What exactly is a restaurant?

If a hot dog is a sandwich, as some argue, then what do we call the place where people buy one?
burger king hot dogs

An age-old friendly debate flared up into a full-fledged social media firestorm recently. The Twittersphere exploded like a rigged ketchup bottle when dictionary publisher Merriam-Webster ushered in the Memorial Day weekend with an article on its website that called a hot dog (wait for it...) a sandwich.

The backlash was swift and strong. The website Eater, for example, firmly put itself on the side of “correct people who do not believe a hot dog is a sandwich.” According to another media source, Mashable, that pool includes 76% of the population, who answered in its Twitter poll that a hot dog indeed is not in the family of Reubens, muffulettas and sloppy Joes. Talk show host Jimmy Kimmel weighed in, saying that if a hot dog is a sandwich, then cereal is a soup.

Apparently, gone are the days when the dictionary declaring a thing a thing made it so. Which leaves me at a loss for a definitive answer to my question: What makes a restaurant a restaurant? In the olden days, I suppose I would have typed “restaurant” into merriam-webster.com (or—gasp—cracked open the hardcover) for a resolution. There, I would have learned that a restaurant is “a place where you can buy and eat a meal.”

Fools. Several of the fastest-growing “restaurant” chains in America today—ranked by Technomic in The Future 50 according to systemwide sales growth—barely fit this definition. Pressed Juicery, the No. 21 chain of The Future 50, has more than 50 units selling bottled cold-pressed juices and frozen vegan desserts, with hardly a seat among them. Snap Kitchen, the No. 4 chain in the ranking and the subject of this month’s Concept Makeover, does have limited seating in its units, but the brand is hyperfocused on grab-and-go. Billing itself as a “one stop healthy meal shop,” its menu (quote fingers) of boldly labeled, prepackaged meals is designed to compete as much with grocery stores as restaurants, its CEO has said.

They are part of a growing cadre of nontraditional restaurants stretching  the food-between-four-walls format. Also among that group: modern automat Eatsa, where customers interact with kiosks and LED screens to order and retrieve their meals, and delivery-only concepts such as Sprig, Maple and Ando, the latter two backed by restaurateur and chef David Chang of Momofuku fame.
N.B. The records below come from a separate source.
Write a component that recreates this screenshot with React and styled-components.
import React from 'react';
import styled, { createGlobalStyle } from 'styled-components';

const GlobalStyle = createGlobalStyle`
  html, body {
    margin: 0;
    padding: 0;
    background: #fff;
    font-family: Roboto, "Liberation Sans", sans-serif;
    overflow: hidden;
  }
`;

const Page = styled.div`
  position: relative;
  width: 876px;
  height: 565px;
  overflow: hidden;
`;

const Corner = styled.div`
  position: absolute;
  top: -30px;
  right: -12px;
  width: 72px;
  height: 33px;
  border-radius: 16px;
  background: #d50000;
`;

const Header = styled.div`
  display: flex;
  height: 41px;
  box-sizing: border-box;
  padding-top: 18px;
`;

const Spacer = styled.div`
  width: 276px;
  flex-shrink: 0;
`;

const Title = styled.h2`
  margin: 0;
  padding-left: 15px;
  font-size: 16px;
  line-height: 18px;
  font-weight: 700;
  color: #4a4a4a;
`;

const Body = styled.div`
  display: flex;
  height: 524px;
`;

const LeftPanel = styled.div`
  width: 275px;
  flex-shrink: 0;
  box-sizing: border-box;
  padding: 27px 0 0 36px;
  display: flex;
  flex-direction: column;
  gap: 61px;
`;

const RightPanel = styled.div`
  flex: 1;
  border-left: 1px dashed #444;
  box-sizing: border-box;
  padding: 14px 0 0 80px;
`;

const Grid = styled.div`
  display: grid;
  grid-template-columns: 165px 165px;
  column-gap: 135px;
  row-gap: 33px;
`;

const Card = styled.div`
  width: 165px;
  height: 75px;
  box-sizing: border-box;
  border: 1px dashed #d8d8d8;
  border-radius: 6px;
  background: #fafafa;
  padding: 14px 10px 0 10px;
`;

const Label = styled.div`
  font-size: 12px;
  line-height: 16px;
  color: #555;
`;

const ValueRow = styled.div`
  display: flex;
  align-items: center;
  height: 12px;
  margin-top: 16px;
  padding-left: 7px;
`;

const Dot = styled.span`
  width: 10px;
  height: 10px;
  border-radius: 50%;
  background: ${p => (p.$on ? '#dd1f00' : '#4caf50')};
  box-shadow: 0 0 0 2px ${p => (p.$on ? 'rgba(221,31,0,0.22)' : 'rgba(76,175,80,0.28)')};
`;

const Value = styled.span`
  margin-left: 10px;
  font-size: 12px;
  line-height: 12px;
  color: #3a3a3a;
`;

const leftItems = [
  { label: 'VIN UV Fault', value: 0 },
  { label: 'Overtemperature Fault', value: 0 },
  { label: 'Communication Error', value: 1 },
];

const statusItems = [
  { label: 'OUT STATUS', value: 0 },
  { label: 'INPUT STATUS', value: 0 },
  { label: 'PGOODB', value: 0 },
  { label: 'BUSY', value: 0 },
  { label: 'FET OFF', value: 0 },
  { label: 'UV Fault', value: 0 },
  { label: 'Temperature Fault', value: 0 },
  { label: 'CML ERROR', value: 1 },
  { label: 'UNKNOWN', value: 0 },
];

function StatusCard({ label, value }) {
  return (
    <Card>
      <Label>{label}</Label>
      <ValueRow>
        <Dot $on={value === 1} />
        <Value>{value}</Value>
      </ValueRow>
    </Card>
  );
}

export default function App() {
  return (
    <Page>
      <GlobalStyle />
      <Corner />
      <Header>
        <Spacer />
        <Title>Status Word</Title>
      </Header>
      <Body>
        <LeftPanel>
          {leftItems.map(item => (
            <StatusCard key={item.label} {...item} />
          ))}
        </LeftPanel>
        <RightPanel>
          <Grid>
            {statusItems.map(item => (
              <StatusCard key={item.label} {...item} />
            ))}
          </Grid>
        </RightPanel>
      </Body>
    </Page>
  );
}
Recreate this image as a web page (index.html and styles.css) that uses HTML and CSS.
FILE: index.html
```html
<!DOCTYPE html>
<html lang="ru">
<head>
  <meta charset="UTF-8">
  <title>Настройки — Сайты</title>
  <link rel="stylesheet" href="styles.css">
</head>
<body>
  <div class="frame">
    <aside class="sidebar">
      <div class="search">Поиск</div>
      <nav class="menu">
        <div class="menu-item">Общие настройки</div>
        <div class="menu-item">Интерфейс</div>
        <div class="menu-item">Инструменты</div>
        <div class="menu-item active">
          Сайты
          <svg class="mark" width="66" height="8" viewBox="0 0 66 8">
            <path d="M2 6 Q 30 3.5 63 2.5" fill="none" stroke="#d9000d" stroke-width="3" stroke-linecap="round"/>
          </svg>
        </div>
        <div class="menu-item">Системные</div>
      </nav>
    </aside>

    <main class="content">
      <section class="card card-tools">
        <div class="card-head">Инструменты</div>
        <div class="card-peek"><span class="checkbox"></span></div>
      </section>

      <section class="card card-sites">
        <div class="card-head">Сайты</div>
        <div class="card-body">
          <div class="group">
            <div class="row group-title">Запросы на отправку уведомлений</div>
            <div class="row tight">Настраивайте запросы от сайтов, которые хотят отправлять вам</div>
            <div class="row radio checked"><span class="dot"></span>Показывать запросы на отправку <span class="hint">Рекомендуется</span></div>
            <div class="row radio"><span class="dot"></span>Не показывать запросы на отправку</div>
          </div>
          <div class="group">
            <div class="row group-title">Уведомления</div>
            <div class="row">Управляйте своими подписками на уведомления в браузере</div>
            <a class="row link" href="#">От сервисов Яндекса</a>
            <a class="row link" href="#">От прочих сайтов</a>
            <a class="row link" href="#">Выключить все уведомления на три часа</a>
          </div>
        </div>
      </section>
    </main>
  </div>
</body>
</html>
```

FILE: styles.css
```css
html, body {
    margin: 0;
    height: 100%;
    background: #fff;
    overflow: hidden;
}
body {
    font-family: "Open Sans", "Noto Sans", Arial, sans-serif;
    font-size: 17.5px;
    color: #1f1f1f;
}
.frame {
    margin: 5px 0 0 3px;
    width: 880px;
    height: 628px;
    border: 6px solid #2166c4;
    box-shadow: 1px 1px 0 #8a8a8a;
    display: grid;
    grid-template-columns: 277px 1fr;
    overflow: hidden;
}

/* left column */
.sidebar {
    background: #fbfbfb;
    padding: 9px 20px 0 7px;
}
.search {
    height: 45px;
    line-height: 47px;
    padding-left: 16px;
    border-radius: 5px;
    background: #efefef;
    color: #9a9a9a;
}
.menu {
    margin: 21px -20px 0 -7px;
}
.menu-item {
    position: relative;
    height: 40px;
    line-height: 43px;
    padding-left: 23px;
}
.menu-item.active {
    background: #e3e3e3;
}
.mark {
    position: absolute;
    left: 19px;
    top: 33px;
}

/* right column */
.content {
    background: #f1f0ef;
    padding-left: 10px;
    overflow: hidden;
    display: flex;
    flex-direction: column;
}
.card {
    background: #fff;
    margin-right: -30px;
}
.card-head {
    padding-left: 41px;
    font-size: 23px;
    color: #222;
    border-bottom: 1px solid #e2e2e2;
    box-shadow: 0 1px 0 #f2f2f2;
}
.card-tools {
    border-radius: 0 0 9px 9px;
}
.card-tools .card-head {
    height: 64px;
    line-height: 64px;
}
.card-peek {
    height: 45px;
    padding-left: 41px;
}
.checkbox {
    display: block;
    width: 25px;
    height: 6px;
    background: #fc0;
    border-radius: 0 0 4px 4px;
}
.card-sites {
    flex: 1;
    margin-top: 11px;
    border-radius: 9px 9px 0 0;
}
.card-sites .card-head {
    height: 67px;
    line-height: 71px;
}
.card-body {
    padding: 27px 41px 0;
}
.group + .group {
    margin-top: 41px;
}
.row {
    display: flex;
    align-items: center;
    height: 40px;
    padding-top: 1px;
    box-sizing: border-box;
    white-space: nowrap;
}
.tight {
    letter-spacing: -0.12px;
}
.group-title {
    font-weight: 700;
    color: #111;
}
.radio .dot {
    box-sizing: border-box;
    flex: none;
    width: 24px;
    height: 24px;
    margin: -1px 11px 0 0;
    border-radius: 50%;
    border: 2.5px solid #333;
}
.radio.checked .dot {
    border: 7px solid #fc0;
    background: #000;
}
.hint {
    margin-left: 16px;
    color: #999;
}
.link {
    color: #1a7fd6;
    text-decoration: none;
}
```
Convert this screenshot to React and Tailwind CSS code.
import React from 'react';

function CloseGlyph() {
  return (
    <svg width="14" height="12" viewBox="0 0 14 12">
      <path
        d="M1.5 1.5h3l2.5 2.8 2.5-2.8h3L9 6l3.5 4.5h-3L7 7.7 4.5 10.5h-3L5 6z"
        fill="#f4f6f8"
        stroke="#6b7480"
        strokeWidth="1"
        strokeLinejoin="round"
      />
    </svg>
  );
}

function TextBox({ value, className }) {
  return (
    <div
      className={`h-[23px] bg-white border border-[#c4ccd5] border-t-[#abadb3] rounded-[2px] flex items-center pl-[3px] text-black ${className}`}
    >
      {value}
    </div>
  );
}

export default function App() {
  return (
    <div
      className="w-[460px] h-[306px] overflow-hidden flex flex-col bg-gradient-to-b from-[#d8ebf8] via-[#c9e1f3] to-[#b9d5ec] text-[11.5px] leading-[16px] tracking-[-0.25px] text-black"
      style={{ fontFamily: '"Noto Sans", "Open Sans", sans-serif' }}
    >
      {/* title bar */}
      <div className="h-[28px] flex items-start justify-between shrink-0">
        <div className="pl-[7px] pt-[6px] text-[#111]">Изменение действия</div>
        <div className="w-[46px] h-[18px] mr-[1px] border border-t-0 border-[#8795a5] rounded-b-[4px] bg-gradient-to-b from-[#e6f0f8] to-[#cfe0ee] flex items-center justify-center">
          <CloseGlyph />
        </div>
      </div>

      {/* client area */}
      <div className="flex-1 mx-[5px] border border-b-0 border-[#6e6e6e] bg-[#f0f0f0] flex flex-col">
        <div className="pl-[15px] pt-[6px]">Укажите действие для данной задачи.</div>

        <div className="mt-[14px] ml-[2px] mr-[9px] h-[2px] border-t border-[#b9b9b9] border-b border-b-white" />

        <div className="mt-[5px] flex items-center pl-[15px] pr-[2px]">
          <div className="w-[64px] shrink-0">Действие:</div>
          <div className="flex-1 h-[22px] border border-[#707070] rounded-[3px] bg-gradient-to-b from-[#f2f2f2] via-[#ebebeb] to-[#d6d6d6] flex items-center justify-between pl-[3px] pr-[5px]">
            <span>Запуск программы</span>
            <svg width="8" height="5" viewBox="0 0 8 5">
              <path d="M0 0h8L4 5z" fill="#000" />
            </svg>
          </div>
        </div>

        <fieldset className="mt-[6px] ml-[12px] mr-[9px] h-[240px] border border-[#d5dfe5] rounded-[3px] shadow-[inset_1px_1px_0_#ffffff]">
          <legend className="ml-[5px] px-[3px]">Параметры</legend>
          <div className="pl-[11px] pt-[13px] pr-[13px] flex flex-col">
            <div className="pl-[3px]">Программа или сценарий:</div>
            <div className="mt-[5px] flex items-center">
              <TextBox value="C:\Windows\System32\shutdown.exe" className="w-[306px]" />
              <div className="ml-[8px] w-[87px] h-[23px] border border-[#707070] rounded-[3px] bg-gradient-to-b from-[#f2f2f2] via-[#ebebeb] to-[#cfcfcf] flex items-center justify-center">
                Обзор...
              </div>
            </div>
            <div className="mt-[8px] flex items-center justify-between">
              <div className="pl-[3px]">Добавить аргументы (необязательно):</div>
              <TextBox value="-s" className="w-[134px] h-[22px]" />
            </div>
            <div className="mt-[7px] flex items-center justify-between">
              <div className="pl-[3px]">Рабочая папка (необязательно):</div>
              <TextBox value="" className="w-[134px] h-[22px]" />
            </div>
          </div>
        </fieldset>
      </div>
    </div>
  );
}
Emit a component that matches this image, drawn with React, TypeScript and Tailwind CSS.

And what of Starbucks? The so-called express stores it opened last year in New York City are mere coffee hubs, designed for quick pickups, sans tables, chairs—and restrooms.

Merriam-Webster lists a secondary definition for “restaurant” that might help settle the debate: “A business establishment where meals or refreshments may be purchased.” This exercise in vaguery (not in the dictionary) opens up a whole new can of worms. What do we make, then, of stadiums and concert halls? Food trucks? School cafeterias? Should we now call these restaurants? This is hardly settled science. And yet, as foodservice operators look for ever more inventive ways to offer convenience and meet consumers where they are, the  definition is only certain to become more cloudy.